== Exercise requirements ==
Only lines with the word "TypeScript" are needed; collect each of them from the listing below.

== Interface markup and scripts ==
# # # # # # #

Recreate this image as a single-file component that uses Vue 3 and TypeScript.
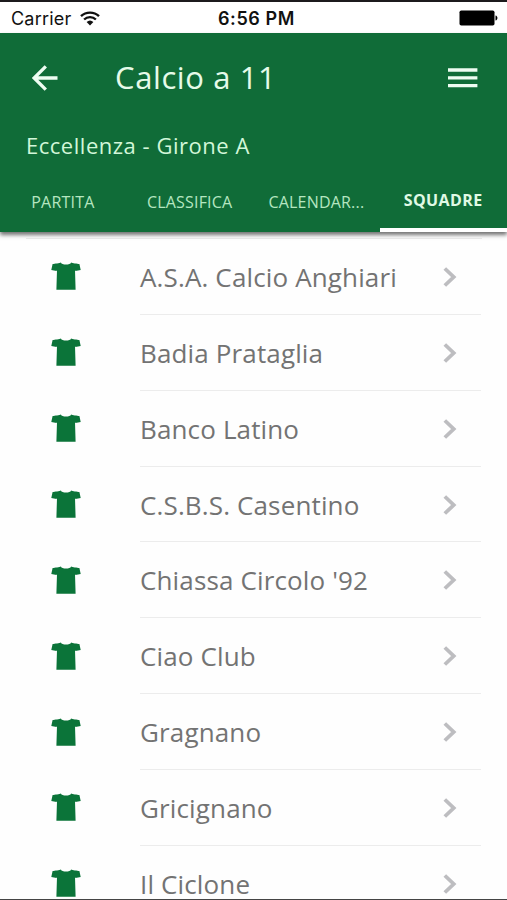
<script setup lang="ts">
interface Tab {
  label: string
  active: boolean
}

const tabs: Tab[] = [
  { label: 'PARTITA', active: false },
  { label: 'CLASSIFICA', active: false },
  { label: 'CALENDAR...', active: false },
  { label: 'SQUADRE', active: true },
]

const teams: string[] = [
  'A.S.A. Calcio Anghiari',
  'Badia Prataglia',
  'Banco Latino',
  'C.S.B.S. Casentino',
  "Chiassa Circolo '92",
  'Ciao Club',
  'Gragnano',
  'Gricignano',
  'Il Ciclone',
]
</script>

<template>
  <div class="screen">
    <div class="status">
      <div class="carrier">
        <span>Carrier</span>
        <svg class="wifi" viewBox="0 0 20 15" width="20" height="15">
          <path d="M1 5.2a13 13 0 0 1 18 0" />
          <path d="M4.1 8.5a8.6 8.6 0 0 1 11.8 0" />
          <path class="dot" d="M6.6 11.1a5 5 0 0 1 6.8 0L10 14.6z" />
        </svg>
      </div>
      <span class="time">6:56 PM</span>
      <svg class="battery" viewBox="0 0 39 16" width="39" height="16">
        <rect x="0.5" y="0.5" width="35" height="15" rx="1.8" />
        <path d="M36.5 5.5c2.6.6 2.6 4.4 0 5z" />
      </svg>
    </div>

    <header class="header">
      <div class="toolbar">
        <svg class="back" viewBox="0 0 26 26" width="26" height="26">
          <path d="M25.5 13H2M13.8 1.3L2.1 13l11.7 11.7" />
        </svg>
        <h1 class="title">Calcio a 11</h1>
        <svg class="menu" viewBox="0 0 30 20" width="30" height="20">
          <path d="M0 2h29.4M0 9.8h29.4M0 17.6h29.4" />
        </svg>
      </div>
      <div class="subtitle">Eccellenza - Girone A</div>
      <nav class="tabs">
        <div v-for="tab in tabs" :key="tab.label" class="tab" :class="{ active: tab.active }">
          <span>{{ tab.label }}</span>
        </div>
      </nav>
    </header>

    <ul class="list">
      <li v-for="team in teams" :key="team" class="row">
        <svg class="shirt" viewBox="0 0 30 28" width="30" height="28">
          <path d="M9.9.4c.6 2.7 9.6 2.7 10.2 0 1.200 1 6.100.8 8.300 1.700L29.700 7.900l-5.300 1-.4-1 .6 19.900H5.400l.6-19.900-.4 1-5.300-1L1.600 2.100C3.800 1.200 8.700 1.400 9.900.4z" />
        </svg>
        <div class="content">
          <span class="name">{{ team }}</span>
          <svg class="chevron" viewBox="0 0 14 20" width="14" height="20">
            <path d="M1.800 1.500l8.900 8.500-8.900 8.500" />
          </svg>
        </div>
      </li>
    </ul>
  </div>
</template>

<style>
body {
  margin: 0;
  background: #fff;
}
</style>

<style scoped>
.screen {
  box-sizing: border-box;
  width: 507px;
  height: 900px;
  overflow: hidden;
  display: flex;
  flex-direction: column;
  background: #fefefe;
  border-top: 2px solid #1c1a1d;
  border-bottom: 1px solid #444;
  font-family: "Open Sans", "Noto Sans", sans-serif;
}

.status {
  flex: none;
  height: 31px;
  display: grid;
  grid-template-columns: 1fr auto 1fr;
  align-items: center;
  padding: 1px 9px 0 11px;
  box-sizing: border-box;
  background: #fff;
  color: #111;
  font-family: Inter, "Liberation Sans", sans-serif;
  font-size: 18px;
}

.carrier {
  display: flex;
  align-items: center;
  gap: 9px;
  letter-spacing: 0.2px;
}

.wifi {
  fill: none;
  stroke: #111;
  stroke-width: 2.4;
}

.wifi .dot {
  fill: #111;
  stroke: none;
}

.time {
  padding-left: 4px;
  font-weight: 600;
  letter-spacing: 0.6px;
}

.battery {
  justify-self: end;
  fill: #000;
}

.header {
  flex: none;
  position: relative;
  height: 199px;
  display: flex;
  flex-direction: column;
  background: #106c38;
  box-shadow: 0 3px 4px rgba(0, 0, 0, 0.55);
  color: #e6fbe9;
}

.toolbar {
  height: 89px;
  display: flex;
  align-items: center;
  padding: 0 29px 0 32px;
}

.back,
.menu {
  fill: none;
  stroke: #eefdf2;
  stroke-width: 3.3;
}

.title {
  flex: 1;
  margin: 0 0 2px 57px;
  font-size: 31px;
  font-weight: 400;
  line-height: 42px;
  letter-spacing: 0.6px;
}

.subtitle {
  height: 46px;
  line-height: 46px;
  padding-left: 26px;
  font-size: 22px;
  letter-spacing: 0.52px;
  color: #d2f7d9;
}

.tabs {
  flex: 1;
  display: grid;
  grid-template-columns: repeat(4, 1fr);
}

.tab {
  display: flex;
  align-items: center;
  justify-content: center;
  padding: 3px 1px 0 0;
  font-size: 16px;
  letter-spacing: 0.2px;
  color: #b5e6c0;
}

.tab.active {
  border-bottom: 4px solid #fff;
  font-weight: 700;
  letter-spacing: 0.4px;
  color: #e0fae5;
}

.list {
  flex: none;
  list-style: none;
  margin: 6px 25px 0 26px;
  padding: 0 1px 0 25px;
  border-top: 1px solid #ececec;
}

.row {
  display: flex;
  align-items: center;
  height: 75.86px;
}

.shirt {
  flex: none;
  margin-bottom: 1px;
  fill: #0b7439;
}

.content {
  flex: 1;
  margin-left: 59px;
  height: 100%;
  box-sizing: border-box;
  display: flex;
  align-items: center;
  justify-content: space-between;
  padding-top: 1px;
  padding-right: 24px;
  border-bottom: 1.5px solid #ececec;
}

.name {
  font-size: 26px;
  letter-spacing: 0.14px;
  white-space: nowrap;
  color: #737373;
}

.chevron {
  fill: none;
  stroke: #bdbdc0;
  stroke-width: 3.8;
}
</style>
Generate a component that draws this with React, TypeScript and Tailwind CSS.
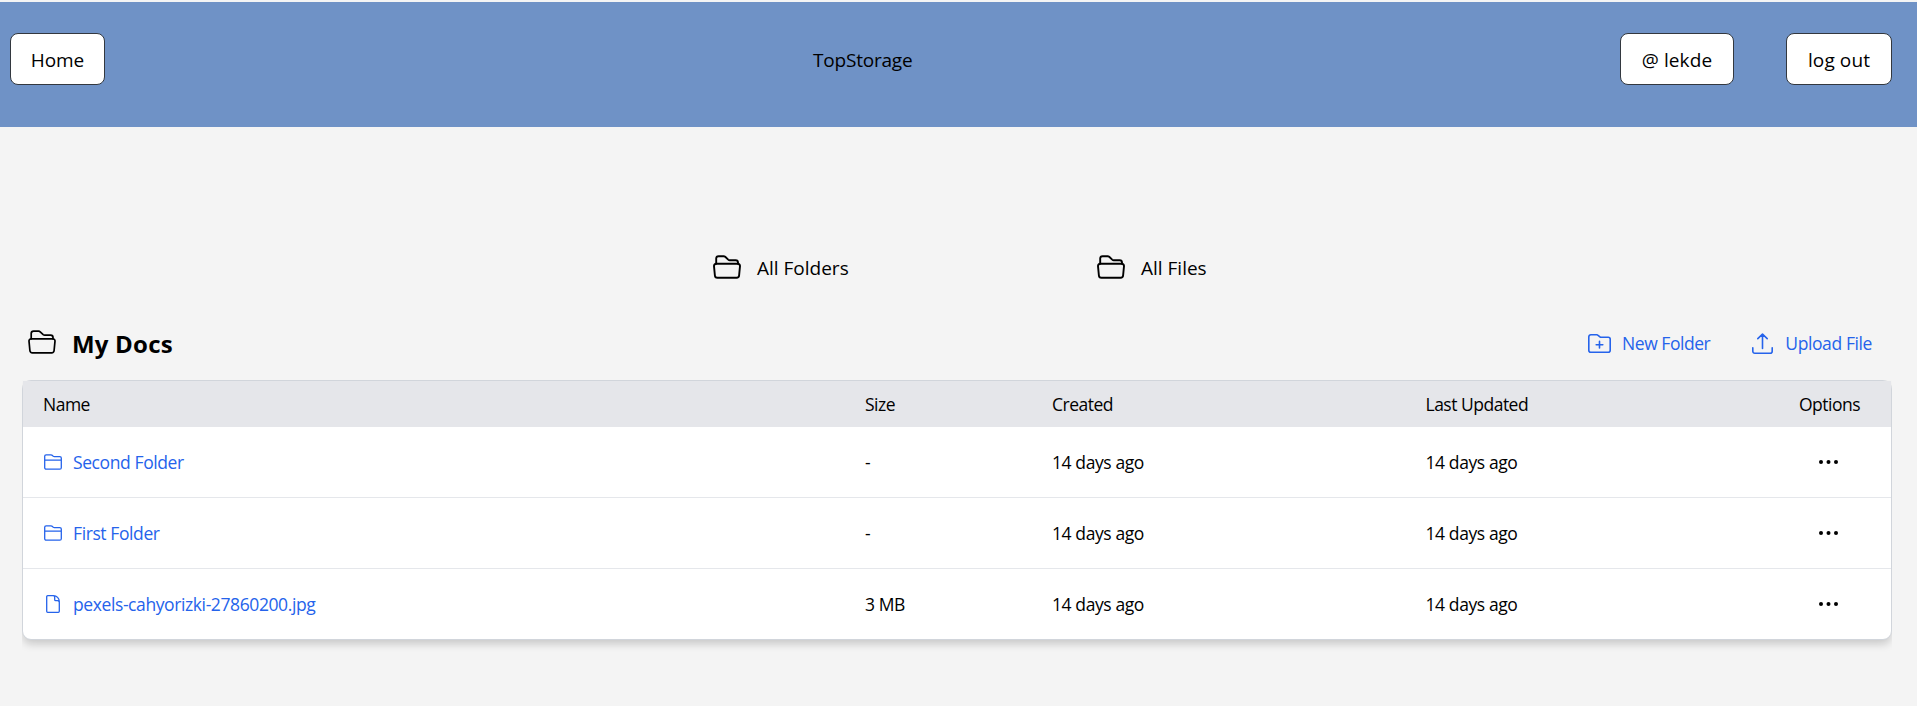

# # # # # # #

== Task result ==
Recreate this image as a single-file component that uses Vue 3 and TypeScript.
Generate a component that draws this with React, TypeScript and Tailwind CSS.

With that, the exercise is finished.